#### TASK DIRECTIONS
Every line below that contains "this" is to be copied.

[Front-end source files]
[Start]

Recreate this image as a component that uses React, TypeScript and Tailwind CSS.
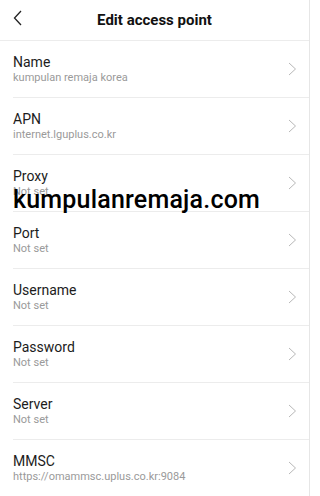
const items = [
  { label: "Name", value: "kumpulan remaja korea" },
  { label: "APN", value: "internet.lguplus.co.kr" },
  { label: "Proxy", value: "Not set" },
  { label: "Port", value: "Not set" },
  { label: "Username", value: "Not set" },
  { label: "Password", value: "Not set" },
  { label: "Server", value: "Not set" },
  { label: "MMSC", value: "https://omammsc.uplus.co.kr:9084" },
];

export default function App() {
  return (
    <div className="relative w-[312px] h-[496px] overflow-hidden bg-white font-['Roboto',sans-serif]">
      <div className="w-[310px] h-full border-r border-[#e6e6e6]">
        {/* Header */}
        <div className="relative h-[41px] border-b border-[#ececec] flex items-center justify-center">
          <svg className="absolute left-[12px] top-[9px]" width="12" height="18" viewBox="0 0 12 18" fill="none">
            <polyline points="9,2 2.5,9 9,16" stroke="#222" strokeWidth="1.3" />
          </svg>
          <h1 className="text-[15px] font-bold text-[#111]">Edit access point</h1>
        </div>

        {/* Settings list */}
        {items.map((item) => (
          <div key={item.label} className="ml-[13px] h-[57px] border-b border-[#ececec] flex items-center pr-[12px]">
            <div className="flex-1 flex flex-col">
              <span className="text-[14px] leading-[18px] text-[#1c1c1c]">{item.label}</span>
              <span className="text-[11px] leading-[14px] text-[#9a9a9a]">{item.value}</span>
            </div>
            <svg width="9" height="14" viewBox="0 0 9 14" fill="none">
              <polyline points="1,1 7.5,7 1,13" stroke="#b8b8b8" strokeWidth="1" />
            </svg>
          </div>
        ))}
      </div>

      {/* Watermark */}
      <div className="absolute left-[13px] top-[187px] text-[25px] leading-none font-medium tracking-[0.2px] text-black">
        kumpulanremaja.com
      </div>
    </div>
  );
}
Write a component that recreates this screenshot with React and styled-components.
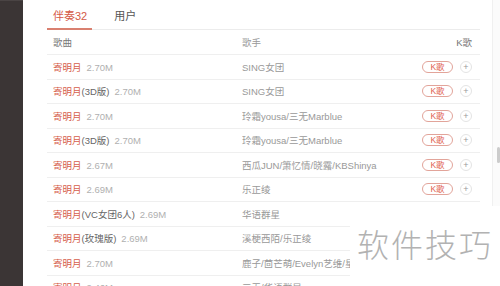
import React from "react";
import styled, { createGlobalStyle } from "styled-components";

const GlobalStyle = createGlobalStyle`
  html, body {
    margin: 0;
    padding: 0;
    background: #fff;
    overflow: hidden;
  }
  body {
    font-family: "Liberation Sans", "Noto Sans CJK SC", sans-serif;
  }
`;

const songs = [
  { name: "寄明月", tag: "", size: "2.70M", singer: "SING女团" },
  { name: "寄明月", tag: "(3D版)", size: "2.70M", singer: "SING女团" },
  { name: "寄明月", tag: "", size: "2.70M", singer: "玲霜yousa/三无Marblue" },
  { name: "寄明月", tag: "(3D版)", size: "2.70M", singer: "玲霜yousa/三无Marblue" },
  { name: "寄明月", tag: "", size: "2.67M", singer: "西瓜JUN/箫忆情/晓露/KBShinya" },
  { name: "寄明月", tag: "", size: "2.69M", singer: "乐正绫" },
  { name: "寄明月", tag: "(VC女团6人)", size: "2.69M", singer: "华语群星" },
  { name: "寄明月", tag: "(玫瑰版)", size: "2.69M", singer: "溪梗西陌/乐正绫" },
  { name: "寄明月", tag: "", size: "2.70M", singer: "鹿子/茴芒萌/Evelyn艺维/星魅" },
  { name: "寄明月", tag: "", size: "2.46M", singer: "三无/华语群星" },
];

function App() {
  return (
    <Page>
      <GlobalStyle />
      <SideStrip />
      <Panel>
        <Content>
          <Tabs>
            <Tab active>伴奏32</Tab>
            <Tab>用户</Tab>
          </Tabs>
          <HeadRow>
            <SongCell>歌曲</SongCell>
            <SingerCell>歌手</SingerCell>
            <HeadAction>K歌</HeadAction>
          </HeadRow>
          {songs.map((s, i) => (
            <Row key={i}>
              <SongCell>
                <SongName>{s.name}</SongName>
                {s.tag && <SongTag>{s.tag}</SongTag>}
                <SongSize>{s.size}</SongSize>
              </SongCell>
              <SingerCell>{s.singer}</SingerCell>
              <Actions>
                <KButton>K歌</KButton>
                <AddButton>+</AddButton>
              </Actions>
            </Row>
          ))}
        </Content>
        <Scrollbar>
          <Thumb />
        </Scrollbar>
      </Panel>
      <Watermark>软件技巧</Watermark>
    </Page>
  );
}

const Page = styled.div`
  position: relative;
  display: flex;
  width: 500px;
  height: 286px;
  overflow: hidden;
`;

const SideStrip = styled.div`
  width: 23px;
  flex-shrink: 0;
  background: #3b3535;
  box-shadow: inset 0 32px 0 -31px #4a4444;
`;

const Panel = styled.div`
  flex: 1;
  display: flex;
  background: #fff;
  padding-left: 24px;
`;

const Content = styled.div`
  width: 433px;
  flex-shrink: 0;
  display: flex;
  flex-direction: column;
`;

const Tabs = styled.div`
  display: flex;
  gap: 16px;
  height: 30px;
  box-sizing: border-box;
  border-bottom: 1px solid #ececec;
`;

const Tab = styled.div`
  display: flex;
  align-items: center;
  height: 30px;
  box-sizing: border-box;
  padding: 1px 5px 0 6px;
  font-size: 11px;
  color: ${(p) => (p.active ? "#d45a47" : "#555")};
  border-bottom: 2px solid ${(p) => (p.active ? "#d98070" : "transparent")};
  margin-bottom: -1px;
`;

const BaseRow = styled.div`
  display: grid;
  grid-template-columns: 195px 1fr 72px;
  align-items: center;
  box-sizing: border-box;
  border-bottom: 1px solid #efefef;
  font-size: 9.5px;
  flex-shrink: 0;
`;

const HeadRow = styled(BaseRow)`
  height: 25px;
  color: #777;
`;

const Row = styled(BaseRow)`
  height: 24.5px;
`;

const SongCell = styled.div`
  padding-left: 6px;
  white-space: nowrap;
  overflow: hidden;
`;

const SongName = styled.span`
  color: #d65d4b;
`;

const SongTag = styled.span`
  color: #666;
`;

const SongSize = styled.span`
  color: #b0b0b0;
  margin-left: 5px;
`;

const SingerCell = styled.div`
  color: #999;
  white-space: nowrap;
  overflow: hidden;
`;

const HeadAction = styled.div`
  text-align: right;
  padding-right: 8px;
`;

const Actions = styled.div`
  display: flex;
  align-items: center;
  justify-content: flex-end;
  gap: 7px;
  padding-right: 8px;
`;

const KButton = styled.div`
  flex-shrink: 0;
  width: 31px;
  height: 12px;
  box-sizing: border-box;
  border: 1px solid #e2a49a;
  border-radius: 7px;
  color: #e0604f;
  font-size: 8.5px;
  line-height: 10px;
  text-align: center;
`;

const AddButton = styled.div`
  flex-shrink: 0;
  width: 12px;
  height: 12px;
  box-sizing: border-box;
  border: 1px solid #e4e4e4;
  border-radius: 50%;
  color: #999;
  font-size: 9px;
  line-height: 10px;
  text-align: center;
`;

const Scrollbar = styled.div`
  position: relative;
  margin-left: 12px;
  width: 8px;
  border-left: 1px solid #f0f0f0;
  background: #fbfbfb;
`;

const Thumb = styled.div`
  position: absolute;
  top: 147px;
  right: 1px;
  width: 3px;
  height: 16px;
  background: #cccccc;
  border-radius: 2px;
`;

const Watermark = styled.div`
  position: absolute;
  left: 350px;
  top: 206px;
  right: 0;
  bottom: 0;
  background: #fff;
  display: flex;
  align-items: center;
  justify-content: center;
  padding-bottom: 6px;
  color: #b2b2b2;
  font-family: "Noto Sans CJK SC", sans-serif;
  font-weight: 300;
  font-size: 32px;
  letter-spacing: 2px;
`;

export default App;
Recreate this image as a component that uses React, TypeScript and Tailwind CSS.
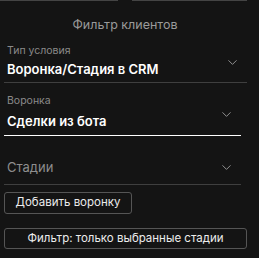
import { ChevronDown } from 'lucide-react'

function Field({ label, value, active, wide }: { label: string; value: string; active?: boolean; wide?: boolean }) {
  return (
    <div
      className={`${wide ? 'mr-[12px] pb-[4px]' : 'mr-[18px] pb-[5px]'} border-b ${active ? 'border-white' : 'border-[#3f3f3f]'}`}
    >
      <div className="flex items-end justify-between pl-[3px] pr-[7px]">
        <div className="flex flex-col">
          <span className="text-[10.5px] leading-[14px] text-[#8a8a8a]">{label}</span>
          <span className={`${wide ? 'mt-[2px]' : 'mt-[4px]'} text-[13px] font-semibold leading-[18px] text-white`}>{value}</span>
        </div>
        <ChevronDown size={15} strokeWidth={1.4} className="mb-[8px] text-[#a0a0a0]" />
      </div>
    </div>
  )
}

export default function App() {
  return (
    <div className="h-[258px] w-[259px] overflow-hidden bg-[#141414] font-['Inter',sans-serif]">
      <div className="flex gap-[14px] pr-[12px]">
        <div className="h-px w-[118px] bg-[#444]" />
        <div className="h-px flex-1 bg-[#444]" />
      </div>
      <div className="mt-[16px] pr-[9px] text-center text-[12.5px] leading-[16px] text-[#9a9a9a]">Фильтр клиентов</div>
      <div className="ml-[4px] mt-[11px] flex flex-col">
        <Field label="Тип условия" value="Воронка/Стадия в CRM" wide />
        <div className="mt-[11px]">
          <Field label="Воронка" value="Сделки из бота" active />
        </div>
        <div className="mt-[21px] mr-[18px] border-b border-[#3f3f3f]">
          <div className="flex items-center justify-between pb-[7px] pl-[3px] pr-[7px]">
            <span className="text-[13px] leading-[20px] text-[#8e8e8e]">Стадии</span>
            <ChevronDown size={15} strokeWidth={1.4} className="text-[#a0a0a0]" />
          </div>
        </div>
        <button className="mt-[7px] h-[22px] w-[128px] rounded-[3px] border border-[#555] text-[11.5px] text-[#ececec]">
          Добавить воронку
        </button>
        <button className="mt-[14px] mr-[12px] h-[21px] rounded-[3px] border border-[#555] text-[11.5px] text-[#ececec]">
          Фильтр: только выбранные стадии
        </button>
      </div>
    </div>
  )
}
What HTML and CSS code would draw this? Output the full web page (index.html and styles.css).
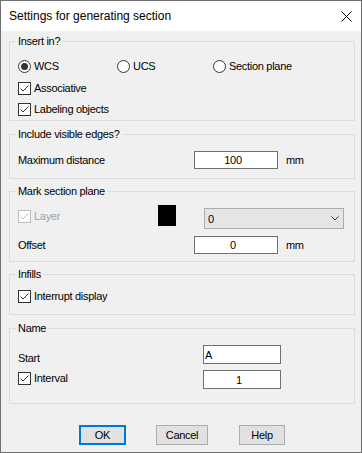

[End]

#### WRITTEN ANSWER
Recreate this image as a component that uses React, TypeScript and Tailwind CSS.
Write a component that recreates this screenshot with React and styled-components.
Recreate this image as a component that uses React, TypeScript and Tailwind CSS.
What HTML and CSS code would draw this? Output the full web page (index.html and styles.css).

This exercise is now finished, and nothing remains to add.